Peut-être, mais ce n’est pas de notre volonté ! Mais nous faisons tout pour qu’il regagne du terrain. Il ne faut pas être trop pessimiste. En France par exemple, il regagne du terrain dans plusieurs monastères. En Belgique, le grégorien souffre comme l’Eglise elle-même souffre.

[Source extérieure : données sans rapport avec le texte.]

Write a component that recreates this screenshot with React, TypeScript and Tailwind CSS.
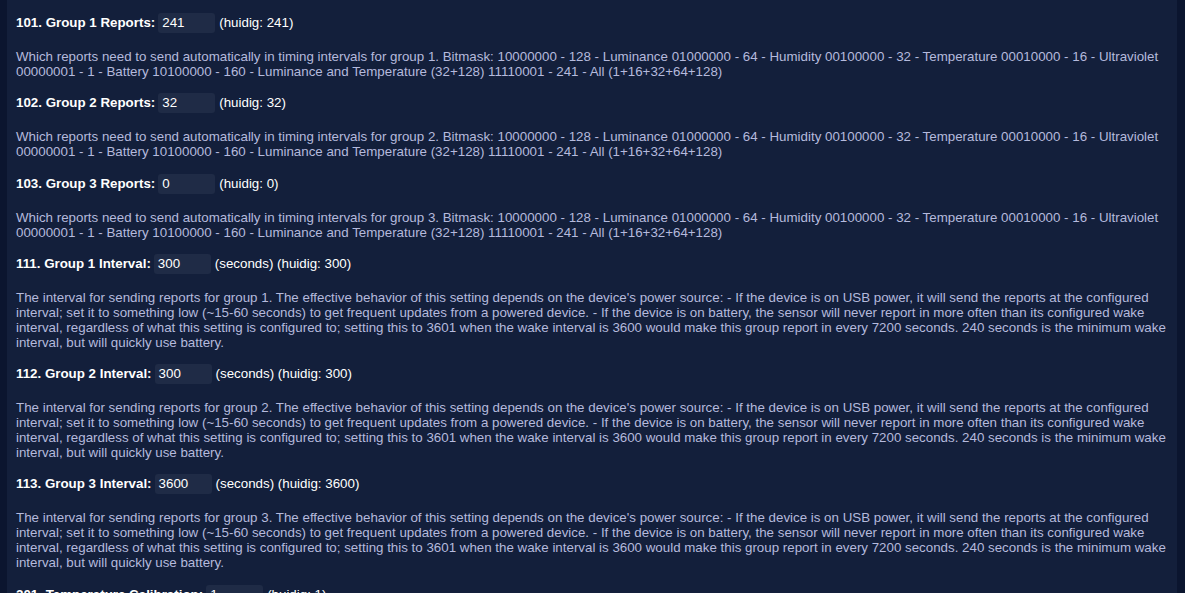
import React from "react";

const reportsDesc = (g: number) =>
  `Which reports need to send automatically in timing intervals for group ${g}. Bitmask: 10000000 - 128 - Luminance 01000000 - 64 - Humidity 00100000 - 32 - Temperature 00010000 - 16 - Ultraviolet 00000001 - 1 - Battery 10100000 - 160 - Luminance and Temperature (32+128) 11110001 - 241 - All (1+16+32+64+128)`;

const intervalDesc = (g: number) =>
  `The interval for sending reports for group ${g}. The effective behavior of this setting depends on the device's power source: - If the device is on USB power, it will send the reports at the configured interval; set it to something low (~15-60 seconds) to get frequent updates from a powered device. - If the device is on battery, the sensor will never report in more often than its configured wake interval, regardless of what this setting is configured to; setting this to 3601 when the wake interval is 3600 would make this group report in every 7200 seconds. 240 seconds is the minimum wake interval, but will quickly use battery.`;

type Item = { label: string; value: string; unit?: string; desc?: string };

const items: Item[] = [
  { label: "101. Group 1 Reports:", value: "241", desc: reportsDesc(1) },
  { label: "102. Group 2 Reports:", value: "32", desc: reportsDesc(2) },
  { label: "103. Group 3 Reports:", value: "0", desc: reportsDesc(3) },
  { label: "111. Group 1 Interval:", value: "300", unit: "(seconds) ", desc: intervalDesc(1) },
  { label: "112. Group 2 Interval:", value: "300", unit: "(seconds) ", desc: intervalDesc(2) },
  { label: "113. Group 3 Interval:", value: "3600", unit: "(seconds) ", desc: intervalDesc(3) },
  { label: "201. Temperature Calibration:", value: "1" },
];

function Row({ item }: { item: Item }) {
  return (
    <div className="mb-[14.3px]">
      <div className="flex h-[20px] items-center text-[13.33px] text-white">
        <span className="font-bold">{item.label}</span>
        <div className="ml-[3px] flex h-[20px] w-[57px] items-center rounded-[3px] bg-[#1f2b46] pl-[4px] text-[13.33px] text-white">
          {item.value}
        </div>
        <span className="ml-[4px]">
          {item.unit ?? ""}(huidig: {item.value})
        </span>
      </div>
      {item.desc && (
        <p className="mt-[16px] text-[13.33px] leading-[15px] text-[#b5badd]">{item.desc}</p>
      )}
    </div>
  );
}

export default function App() {
  return (
    <div
      className="flex h-[593px] overflow-hidden bg-[#0b152f] px-[7px]"
      style={{ fontFamily: '"Liberation Sans", Arial, sans-serif' }}
    >
      <div className="flex-1 bg-[#131f3b] pl-[9px] pr-[9px] pt-[13px]">
        {items.map((it) => (
          <Row key={it.label} item={it} />
        ))}
      </div>
      <div className="w-[1px]" />
    </div>
  );
}
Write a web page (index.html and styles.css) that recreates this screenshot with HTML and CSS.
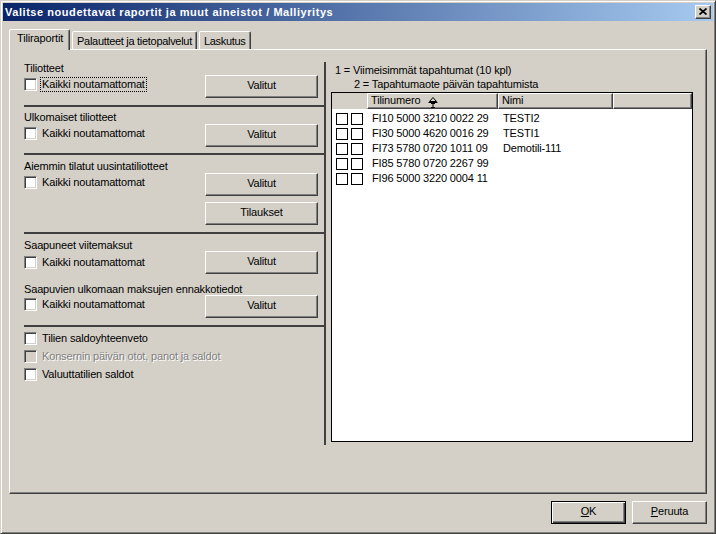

Pour le Festival, nous essayons d’offrir un éventail aussi large et attrayant que possible afin de promouvoir le grégorien. Une grande place est aussi donnée à la liturgie en dehors des concerts et des auditions. Ce n’est pas un festival de musique ancienne. Certes, lors de concerts dans les villes partenaires, le programme est élargi à des œuvres qui ne sont pas strictement grégoriennes, mais qui s’inspirent largement de la musique grégorienne, mais au cours des auditions qui auront lieu à Watou même qui reste le cœur du Festival, seul sera présent le chant grégorien proprement dit. Cela permettra aux auditeurs de méditer sur les textes de la Bible sur lesquels le chant grégorien est construit.

 

Outre le prestigieux Festival International de Chant Grégorien de Watou, il faut aussi mentionner pour la Flandre l’enseignement de haut niveau dispensé par le Centrum Gregoriaans de Drongen (près de Gand). Pour la Wallonie et Bruxelles, des cours d’initiation sont dispensés à Liège (Eglise du Saint-Sacrement) et à Jette (au Prieuré des Frères de Saint Jean) par l’Académie de chant grégorien qui organise aussi des enseignements approfondis sous forme de cours (à Louvain-la Neuve) de séminaires et de stages. Aucune de ces initiatives n’a de lien structurel avec le milieu clérical qui, depuis la réforme liturgique de 1970, écarte soigneusement de ses cérémonies tout ce qui pourrait lui rappeler le patrimoine des temps anciens. A chacun sa révolution culturelle, comme disaient les gardes rouges de Mao-Tsé-Toung.